Required work:
Leave out every picture, then transcribe the rest of the listing exactly.
— start —
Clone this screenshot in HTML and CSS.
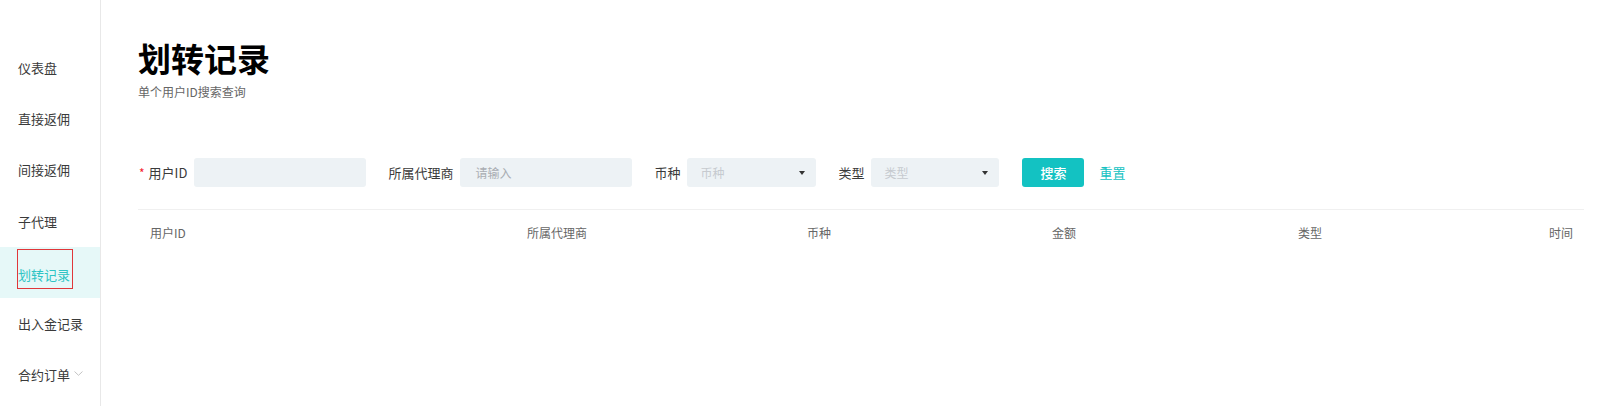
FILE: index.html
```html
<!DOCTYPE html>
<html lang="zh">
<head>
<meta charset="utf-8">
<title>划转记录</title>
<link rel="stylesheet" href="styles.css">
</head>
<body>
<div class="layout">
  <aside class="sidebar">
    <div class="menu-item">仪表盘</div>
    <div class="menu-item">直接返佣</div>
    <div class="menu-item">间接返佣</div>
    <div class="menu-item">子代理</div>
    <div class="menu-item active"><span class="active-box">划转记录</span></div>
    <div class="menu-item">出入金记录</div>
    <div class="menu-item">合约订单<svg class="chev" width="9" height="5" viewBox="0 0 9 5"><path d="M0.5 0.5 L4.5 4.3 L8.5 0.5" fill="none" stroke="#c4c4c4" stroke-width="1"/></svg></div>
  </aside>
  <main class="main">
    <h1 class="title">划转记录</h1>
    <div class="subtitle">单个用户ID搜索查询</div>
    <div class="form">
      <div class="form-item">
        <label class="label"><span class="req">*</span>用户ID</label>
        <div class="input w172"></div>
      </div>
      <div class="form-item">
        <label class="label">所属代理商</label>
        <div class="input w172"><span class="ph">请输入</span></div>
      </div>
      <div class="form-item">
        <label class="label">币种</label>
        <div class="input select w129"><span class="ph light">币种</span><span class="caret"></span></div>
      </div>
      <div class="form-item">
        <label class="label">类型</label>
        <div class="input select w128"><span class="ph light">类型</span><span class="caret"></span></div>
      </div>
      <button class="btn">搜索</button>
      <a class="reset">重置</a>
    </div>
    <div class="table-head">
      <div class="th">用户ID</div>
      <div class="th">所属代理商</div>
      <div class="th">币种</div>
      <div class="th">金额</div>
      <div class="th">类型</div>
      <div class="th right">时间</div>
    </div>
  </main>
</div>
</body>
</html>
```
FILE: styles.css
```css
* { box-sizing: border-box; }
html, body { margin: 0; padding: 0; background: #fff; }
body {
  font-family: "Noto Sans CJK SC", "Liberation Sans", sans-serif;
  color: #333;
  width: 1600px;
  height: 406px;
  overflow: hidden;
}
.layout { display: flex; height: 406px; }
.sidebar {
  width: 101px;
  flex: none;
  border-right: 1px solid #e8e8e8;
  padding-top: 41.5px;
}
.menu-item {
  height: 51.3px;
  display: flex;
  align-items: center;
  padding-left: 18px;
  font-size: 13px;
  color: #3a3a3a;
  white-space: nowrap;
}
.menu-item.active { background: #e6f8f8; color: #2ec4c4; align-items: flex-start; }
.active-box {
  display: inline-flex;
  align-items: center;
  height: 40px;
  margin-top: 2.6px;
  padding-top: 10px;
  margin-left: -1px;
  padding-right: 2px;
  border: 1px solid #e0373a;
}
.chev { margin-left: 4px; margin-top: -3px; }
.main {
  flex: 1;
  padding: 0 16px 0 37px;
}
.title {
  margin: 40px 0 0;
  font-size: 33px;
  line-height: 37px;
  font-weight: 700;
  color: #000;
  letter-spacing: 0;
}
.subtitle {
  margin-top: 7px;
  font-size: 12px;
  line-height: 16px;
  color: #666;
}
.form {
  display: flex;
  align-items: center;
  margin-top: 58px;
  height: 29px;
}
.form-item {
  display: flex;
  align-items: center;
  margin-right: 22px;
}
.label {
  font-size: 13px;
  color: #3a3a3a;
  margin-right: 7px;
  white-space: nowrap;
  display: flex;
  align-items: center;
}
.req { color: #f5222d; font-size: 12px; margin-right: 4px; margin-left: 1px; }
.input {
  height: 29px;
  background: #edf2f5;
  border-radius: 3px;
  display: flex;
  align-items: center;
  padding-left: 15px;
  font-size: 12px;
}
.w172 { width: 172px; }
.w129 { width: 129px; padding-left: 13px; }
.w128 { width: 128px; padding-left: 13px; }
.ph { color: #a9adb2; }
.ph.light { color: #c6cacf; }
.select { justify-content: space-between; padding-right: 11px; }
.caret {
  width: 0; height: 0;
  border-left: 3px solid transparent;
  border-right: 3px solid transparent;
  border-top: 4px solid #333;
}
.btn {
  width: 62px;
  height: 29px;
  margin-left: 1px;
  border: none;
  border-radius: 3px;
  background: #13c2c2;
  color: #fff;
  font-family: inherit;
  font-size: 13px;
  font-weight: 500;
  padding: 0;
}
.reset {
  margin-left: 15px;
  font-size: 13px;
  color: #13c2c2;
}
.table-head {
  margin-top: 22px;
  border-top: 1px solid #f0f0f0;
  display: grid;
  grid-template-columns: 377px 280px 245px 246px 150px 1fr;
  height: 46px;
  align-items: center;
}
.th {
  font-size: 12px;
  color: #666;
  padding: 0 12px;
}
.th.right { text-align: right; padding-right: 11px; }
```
— end —
Response to the exercise:
Clone this screenshot in HTML and CSS.
FILE: index.html
```html
<!DOCTYPE html>
<html lang="zh">
<head>
<meta charset="utf-8">
<title>划转记录</title>
<link rel="stylesheet" href="styles.css">
</head>
<body>
<div class="layout">
  <aside class="sidebar">
    <div class="menu-item">仪表盘</div>
    <div class="menu-item">直接返佣</div>
    <div class="menu-item">间接返佣</div>
    <div class="menu-item">子代理</div>
    <div class="menu-item active"><span class="active-box">划转记录</span></div>
    <div class="menu-item">出入金记录</div>
    <div class="menu-item">合约订单<svg class="chev" width="9" height="5" viewBox="0 0 9 5"><path d="M0.5 0.5 L4.5 4.3 L8.5 0.5" fill="none" stroke="#c4c4c4" stroke-width="1"/></svg></div>
  </aside>
  <main class="main">
    <h1 class="title">划转记录</h1>
    <div class="subtitle">单个用户ID搜索查询</div>
    <div class="form">
      <div class="form-item">
        <label class="label"><span class="req">*</span>用户ID</label>
        <div class="input w172"></div>
      </div>
      <div class="form-item">
        <label class="label">所属代理商</label>
        <div class="input w172"><span class="ph">请输入</span></div>
      </div>
      <div class="form-item">
        <label class="label">币种</label>
        <div class="input select w129"><span class="ph light">币种</span><span class="caret"></span></div>
      </div>
      <div class="form-item">
        <label class="label">类型</label>
        <div class="input select w128"><span class="ph light">类型</span><span class="caret"></span></div>
      </div>
      <button class="btn">搜索</button>
      <a class="reset">重置</a>
    </div>
    <div class="table-head">
      <div class="th">用户ID</div>
      <div class="th">所属代理商</div>
      <div class="th">币种</div>
      <div class="th">金额</div>
      <div class="th">类型</div>
      <div class="th right">时间</div>
    </div>
  </main>
</div>
</body>
</html>
```
FILE: styles.css
```css
* { box-sizing: border-box; }
html, body { margin: 0; padding: 0; background: #fff; }
body {
  font-family: "Noto Sans CJK SC", "Liberation Sans", sans-serif;
  color: #333;
  width: 1600px;
  height: 406px;
  overflow: hidden;
}
.layout { display: flex; height: 406px; }
.sidebar {
  width: 101px;
  flex: none;
  border-right: 1px solid #e8e8e8;
  padding-top: 41.5px;
}
.menu-item {
  height: 51.3px;
  display: flex;
  align-items: center;
  padding-left: 18px;
  font-size: 13px;
  color: #3a3a3a;
  white-space: nowrap;
}
.menu-item.active { background: #e6f8f8; color: #2ec4c4; align-items: flex-start; }
.active-box {
  display: inline-flex;
  align-items: center;
  height: 40px;
  margin-top: 2.6px;
  padding-top: 10px;
  margin-left: -1px;
  padding-right: 2px;
  border: 1px solid #e0373a;
}
.chev { margin-left: 4px; margin-top: -3px; }
.main {
  flex: 1;
  padding: 0 16px 0 37px;
}
.title {
  margin: 40px 0 0;
  font-size: 33px;
  line-height: 37px;
  font-weight: 700;
  color: #000;
  letter-spacing: 0;
}
.subtitle {
  margin-top: 7px;
  font-size: 12px;
  line-height: 16px;
  color: #666;
}
.form {
  display: flex;
  align-items: center;
  margin-top: 58px;
  height: 29px;
}
.form-item {
  display: flex;
  align-items: center;
  margin-right: 22px;
}
.label {
  font-size: 13px;
  color: #3a3a3a;
  margin-right: 7px;
  white-space: nowrap;
  display: flex;
  align-items: center;
}
.req { color: #f5222d; font-size: 12px; margin-right: 4px; margin-left: 1px; }
.input {
  height: 29px;
  background: #edf2f5;
  border-radius: 3px;
  display: flex;
  align-items: center;
  padding-left: 15px;
  font-size: 12px;
}
.w172 { width: 172px; }
.w129 { width: 129px; padding-left: 13px; }
.w128 { width: 128px; padding-left: 13px; }
.ph { color: #a9adb2; }
.ph.light { color: #c6cacf; }
.select { justify-content: space-between; padding-right: 11px; }
.caret {
  width: 0; height: 0;
  border-left: 3px solid transparent;
  border-right: 3px solid transparent;
  border-top: 4px solid #333;
}
.btn {
  width: 62px;
  height: 29px;
  margin-left: 1px;
  border: none;
  border-radius: 3px;
  background: #13c2c2;
  color: #fff;
  font-family: inherit;
  font-size: 13px;
  font-weight: 500;
  padding: 0;
}
.reset {
  margin-left: 15px;
  font-size: 13px;
  color: #13c2c2;
}
.table-head {
  margin-top: 22px;
  border-top: 1px solid #f0f0f0;
  display: grid;
  grid-template-columns: 377px 280px 245px 246px 150px 1fr;
  height: 46px;
  align-items: center;
}
.th {
  font-size: 12px;
  color: #666;
  padding: 0 12px;
}
.th.right { text-align: right; padding-right: 11px; }
```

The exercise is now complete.